Le tribunal a condamné les requérants à leur verser une somme de 3.000 €, sanction confirmée et majorée en appel, les juges du fond estimant que leur publication constituait une violation de l’article 38 de la loi de 1881.

Devant la Cour européenne des droits de l’Homme (CEDH), les requérants ont argué que leurs condamnations civiles, fondées sur l’article 38 précité avaient entraîné une violation de leur liberté d’expression.
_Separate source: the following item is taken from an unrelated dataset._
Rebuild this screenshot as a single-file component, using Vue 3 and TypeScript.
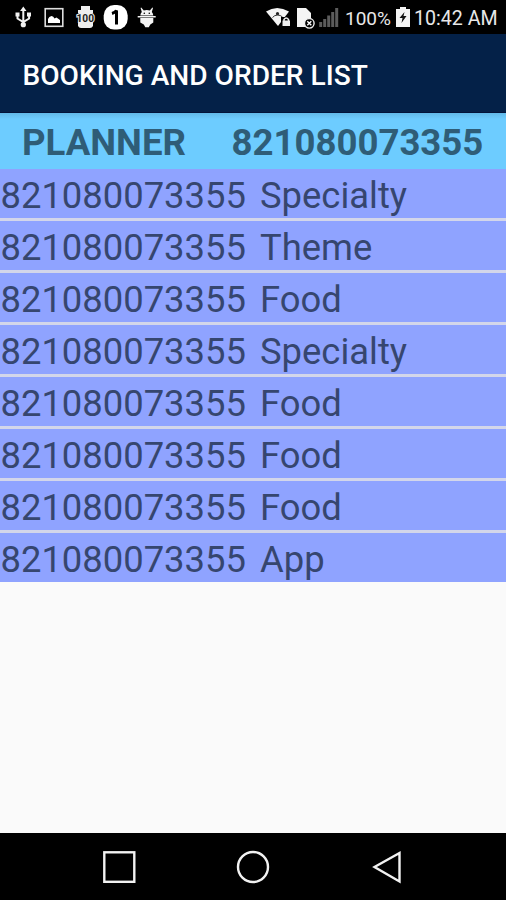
<script setup lang="ts">
interface Order {
  phone: string
  category: string
}

const phone = '821080073355'
const orders: Order[] = [
  'Specialty', 'Theme', 'Food', 'Specialty', 'Food', 'Food', 'Food', 'App',
].map((category) => ({ phone, category }))
</script>

<template>
  <div class="screen">
    <div class="status">
      <svg class="notices" viewBox="0 0 170 34" width="170" height="34">
        <path d="M23.300 10v14M17.500 14v4.500l5.800 3.500 5.800-3.500V14" fill="none" stroke="#f2f2f2" stroke-width="2" />
        <path d="M23.300 6.500l3.200 4.500h-6.400zM15.500 12.500h4v4h-4zM27 12.500h4v4h-4z" fill="#f2f2f2" />
        <circle cx="23.300" cy="24.700" r="2.600" fill="#f2f2f2" />
        <rect x="45.200" y="8.700" width="17.600" height="17.600" fill="none" stroke="#ddd" stroke-width="1.600" />
        <path d="M48 23v-4q1-2.500 3.500-3 2 0 3 2.500l2-1 3.500 2.500v3z" fill="#fff" />
        <path d="M81 6h9v4h3v3.500h-1.500v8H93v4.500q-1 2-3 2h-9q-2 0-3-2v-4.500h1v-8h-1V10h3z" fill="#eee" />
        <text x="76.500" y="21.500" textLength="17.500" lengthAdjust="spacingAndGlyphs" class="badge">100</text>
        <rect x="103.700" y="5" width="24" height="24.500" rx="10.500" fill="#fff" />
        <path d="M112 13.500q3.500-1 4.500-3v14" fill="none" stroke="#000" stroke-width="3" />
        <path d="M141.200 7.500l2.600 3q3-1 6 0l2.600-3 .6.500-1.200 4q1.300 1.200 1.500 3.500h-13q.2-2.300 1.500-3.500l-1.200-4zM137.700 16h18v1.500h-18zM140.300 18h13v4.500l-3 2-1.500 2.800h-3.500l-1.500-2.800-3.500-2z" fill="#f4f4f4" />
        <circle cx="144.300" cy="13.200" r=".8" />
        <circle cx="149.300" cy="13.200" r=".8" />
      </svg>
      <svg class="network" viewBox="0 0 75 34" width="75" height="34">
        <path d="M1 11.500q11-7 23 0L13 26z" fill="#f4f4f4" />
        <circle cx="12.500" cy="13.700" r="1.600" fill="#222" />
        <path d="M7.500 17.500q2-2.500 5-2.500t5 2" fill="none" stroke="#333" />
        <path d="M16 17h10v10H16z" fill="#000" />
        <path d="M17.500 20.500H25V26h-7.500z" fill="#eee" />
        <path d="M19 21v-1.500q2.200-3 4.500 0V21" fill="none" stroke="#eee" stroke-width="1.500" />
        <path d="M32 8h9l5 5v14H32z" fill="#f4f4f4" />
        <circle cx="44.300" cy="23.300" r="4.800" fill="#000" stroke="#eee" stroke-width="1.400" />
        <path d="M42.300 21.300l4 4m0-4l-4 4" stroke="#fff" stroke-width="1.400" />
        <path d="M54.200 22h3v5h-3zM58.200 19h3v8h-3zM62.200 15.500h3V27h-3zM66.200 12h3v15h-3zM70.200 8h3v19h-3z" fill="#5c5c5c" />
      </svg>
      <span class="percent">100%</span>
      <svg class="battery" viewBox="0 0 14 22" width="14" height="22">
        <path d="M4 0h6v2h4v18H0V2h4z" fill="#f4f4f4" />
        <path d="M8.500 5L3.500 11h3l-1 5 5-7h-3z" fill="#111" />
      </svg>
      <span class="clock">10:42 AM</span>
    </div>
    <header class="appbar"><h1>BOOKING AND ORDER LIST</h1></header>
    <div class="heading">
      <span class="planner">PLANNER</span>
      <span>{{ phone }}</span>
    </div>
    <ul class="orders">
      <li v-for="(order, i) in orders" :key="i">
        <span class="phone">{{ order.phone }}</span>
        <span>{{ order.category }}</span>
      </li>
    </ul>
    <nav class="nav">
      <svg viewBox="0 0 506 67" width="506" height="67" fill="none" stroke="#f2f2f2" stroke-width="2.400">
        <rect x="104.300" y="19.300" width="30" height="29.500" />
        <circle cx="253" cy="34" r="15" />
        <path d="M399.500 20v28.500L374.500 34z" />
      </svg>
    </nav>
  </div>
</template>

<style>
body {
  margin: 0;
  background: #fafafa;
}
</style>

<style scoped>
.screen {
  width: 506px;
  height: 900px;
  display: flex;
  flex-direction: column;
  overflow: hidden;
  background: #fafafa;
  font-family: Roboto, sans-serif;
}
.status {
  height: 34px;
  flex: none;
  display: flex;
  align-items: center;
  background: #000;
  color: #e8e8e8;
  font-size: 19.6px;
  white-space: nowrap;
}
.network {
  margin-left: 95px;
}
.badge {
  font: bold 10px Roboto, sans-serif;
  fill: #222;
  stroke: #eee;
  stroke-width: 2px;
  paint-order: stroke;
}
.percent {
  width: 51px;
  margin-left: 5px;
  margin-top: 2px;
  font-size: 19px;
}
.battery {
  margin-top: 2px;
}
.clock {
  margin-left: 4px;
  margin-top: 2px;
}
.appbar {
  height: 79px;
  flex: none;
  box-sizing: border-box;
  display: flex;
  align-items: center;
  padding: 4px 0 0 22.5px;
  background: #042148;
  border-bottom: 1px solid #03143a;
}
h1 {
  margin: 0;
  color: #fff;
  font-size: 28.1px;
  font-weight: 500;
  white-space: nowrap;
}
.heading {
  height: 56px;
  flex: none;
  box-sizing: border-box;
  display: flex;
  align-items: center;
  padding: 3px 0 0 22px;
  background: linear-gradient(#62b9e8, #6dccff 6px);
  color: #2f5d77;
  font-size: 36.6px;
  font-weight: 700;
  white-space: nowrap;
}
.planner {
  width: 209.5px;
}
.orders {
  flex: 1;
  margin: 0;
  padding: 0;
  list-style: none;
}
.orders li {
  height: 49px;
  display: flex;
  align-items: center;
  box-sizing: border-box;
  padding: 4px 0 0 0.5px;
  background: #8fa3ff;
  color: #36466f;
  font-size: 36.4px;
  white-space: nowrap;
}
.orders li + li {
  margin-top: 3px;
  box-shadow: 0 -3px #d3d6ea;
}
.phone {
  width: 259.5px;
}
.nav {
  height: 67px;
  flex: none;
  background: #000;
}
.nav svg {
  display: block;
}
</style>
Dans une décision du 1er juin 2017, la CEDH considère que les requérants sont des professionnels avertis, en position d’évaluer le risque auquel ils s’exposaient et estime que l’ingérence dans la liberté d’expression des requérants était prévue par la loi, dont le but de protéger le droit de l’écrivain à un procès équitable dans le respect de la présomption d’innocence et, en ce qui concerne la fortunée, de protéger ses droits en garantissant une bonne administration de la justice.
Par ailleurs, la Cour relève que l’appréciation du contenu de l’article publié en 2009 n’était pas neutre à l’égard de l’écrivain et allait sans nuance dans le sens de son accusation, au mépris de la présomption d’innocence.
La CEDH estime également que les propos reprochés aux requérants, qui concernaient des personnes publiques et le fonctionnement du pouvoir judiciaire, s’inscrivaient dans le cadre d’un débat d’intérêt général qui dépassait la curiosité d’un certain public sur un événement ou un procès anonyme mais que le fait que les juridictions nationales n’aient pas trouvé assez pertinent l’éclairage que pouvaient apporter ces publications pour le débat public et l’intérêt du public relève de leur légitime marge d’appréciation.
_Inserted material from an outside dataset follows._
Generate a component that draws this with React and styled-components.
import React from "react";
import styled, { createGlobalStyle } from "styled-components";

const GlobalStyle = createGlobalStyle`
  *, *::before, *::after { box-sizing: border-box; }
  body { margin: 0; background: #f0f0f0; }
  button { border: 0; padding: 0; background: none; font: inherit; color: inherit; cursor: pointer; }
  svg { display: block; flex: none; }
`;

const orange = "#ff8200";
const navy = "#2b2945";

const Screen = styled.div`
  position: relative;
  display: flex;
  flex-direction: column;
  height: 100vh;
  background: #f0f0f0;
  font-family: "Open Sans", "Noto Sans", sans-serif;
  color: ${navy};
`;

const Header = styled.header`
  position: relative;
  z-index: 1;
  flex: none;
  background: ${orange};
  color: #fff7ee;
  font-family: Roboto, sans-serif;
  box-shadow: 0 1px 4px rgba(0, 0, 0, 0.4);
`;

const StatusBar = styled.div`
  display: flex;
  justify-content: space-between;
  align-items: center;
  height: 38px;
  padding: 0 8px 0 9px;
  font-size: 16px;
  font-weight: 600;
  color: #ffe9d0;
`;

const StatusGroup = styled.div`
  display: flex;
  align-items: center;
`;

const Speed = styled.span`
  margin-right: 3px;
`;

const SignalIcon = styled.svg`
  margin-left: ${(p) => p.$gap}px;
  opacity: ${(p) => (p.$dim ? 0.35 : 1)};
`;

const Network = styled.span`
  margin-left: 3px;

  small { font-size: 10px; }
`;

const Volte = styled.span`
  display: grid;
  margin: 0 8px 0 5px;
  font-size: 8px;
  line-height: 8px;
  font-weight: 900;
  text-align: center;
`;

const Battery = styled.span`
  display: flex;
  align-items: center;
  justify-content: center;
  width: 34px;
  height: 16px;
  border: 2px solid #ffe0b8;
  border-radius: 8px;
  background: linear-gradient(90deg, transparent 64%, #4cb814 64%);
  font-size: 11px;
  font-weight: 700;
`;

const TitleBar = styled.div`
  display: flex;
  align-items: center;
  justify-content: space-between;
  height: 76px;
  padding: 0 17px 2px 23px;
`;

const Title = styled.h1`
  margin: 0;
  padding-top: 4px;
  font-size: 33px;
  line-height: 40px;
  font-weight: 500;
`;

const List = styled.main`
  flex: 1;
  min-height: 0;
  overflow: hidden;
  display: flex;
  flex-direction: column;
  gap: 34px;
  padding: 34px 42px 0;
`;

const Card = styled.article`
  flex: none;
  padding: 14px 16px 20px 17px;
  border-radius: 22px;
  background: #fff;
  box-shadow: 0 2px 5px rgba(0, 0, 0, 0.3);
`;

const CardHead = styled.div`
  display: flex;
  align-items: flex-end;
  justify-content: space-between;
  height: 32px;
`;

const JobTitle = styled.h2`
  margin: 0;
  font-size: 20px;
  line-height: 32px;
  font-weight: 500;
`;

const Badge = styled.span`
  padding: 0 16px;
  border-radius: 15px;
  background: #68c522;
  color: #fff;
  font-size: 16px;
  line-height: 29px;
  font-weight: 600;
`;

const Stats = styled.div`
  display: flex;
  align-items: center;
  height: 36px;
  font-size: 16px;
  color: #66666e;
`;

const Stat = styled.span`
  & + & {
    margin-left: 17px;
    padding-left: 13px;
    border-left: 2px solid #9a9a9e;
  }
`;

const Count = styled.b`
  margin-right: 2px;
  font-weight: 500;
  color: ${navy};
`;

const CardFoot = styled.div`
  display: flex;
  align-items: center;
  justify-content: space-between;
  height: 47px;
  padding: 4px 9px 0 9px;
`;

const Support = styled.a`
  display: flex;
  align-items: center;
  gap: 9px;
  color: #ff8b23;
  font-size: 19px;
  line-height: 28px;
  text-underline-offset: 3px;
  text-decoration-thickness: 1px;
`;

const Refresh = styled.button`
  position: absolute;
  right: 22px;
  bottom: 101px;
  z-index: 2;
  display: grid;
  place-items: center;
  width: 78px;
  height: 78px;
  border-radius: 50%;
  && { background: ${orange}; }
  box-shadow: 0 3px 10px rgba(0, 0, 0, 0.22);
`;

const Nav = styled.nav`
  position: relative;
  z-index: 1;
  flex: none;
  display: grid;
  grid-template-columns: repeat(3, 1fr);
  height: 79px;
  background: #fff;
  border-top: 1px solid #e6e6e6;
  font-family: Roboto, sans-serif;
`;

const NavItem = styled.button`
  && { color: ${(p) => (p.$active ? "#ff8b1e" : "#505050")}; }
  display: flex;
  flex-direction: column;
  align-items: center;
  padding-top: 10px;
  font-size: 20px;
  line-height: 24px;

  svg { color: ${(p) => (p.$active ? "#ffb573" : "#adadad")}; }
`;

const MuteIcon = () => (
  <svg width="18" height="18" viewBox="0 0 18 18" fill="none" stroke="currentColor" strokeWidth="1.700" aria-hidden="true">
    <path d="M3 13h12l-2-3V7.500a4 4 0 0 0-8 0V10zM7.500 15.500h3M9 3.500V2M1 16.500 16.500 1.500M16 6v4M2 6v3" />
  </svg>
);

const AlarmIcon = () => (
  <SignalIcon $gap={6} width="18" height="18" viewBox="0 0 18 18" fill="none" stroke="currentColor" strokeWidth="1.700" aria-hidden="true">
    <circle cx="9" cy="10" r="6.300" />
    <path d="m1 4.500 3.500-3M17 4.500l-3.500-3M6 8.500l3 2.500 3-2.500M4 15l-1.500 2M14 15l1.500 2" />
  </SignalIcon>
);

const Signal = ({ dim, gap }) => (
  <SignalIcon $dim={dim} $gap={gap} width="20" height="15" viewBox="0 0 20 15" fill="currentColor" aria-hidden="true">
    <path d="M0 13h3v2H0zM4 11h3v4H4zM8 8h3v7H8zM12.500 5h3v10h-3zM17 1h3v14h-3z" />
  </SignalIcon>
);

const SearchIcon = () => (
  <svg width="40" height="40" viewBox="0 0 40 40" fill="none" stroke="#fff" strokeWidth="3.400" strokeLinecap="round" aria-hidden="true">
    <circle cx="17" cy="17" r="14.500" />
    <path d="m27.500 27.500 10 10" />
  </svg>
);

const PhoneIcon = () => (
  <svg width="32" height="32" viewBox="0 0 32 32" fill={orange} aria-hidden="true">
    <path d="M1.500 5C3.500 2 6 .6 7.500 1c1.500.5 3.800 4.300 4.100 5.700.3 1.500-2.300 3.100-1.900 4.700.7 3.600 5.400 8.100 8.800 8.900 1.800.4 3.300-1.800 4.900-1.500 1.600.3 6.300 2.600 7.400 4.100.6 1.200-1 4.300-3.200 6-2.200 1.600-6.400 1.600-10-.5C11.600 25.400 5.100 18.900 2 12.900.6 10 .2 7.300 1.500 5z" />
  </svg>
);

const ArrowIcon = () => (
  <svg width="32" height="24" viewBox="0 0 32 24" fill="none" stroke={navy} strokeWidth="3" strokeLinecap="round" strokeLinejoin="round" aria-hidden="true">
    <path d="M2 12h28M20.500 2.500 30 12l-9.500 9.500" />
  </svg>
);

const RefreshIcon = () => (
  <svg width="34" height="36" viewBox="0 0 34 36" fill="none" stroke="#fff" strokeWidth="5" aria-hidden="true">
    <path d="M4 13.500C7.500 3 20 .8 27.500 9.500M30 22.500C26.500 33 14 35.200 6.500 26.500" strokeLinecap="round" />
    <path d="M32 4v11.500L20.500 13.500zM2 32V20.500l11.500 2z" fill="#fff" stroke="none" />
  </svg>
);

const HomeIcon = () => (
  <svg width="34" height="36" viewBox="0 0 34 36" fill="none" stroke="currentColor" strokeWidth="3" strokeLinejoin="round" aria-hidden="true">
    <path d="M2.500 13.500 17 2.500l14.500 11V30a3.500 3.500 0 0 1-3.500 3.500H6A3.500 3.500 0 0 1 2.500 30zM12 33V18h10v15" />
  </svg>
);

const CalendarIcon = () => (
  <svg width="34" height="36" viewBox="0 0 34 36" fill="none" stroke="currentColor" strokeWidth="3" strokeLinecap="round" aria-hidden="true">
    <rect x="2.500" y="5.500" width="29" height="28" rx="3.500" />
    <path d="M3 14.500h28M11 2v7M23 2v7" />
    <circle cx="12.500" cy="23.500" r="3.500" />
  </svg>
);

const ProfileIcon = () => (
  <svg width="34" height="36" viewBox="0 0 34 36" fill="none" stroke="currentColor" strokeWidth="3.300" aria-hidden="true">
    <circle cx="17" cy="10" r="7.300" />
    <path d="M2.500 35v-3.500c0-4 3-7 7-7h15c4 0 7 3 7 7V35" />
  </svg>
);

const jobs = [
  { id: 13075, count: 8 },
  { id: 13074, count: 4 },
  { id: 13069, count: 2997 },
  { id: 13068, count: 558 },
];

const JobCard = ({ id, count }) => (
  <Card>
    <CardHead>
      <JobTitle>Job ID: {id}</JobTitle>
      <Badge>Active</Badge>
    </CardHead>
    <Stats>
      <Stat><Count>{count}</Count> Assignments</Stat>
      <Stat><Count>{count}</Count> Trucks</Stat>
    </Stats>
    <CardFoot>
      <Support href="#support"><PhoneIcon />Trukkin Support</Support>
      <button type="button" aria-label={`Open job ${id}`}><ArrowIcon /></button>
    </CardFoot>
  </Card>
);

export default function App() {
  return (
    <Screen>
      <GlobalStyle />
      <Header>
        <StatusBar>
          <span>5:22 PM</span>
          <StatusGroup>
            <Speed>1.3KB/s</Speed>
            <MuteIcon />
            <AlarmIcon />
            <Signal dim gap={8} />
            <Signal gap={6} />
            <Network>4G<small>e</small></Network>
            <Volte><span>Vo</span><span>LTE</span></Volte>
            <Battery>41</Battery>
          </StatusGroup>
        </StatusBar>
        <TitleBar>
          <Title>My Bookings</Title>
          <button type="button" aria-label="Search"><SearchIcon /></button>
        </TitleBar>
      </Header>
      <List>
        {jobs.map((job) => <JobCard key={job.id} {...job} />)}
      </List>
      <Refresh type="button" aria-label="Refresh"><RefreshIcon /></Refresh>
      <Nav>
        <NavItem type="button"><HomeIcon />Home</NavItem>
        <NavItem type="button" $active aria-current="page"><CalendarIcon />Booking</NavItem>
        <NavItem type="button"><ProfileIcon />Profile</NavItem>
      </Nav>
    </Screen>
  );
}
Enfin, la Cour considère que les sanctions prononcées à l’encontre des requérants ne sont pas excessives ou de nature à emporter un effet dissuasif pour l’exercice de la liberté des médias et que les motifs avancés par les juridictions nationales pour justifier la condamnation des requérants et l’ingérence dans leur droit à la liberté d’expression étaient pertinents et suffisants aux fins de l’article 10 de la Convention EDH.
De plus, elle retient que les condamnations répondaient à un besoin social assez impérieux pour primer l’intérêt public s’attachant à la liberté de la presse et qu’elles ne sauraient passer pour disproportionnées au regard des buts légitimes poursuivis.

Il n’y a donc pas eu violation de l’article 10 de ladite Convention.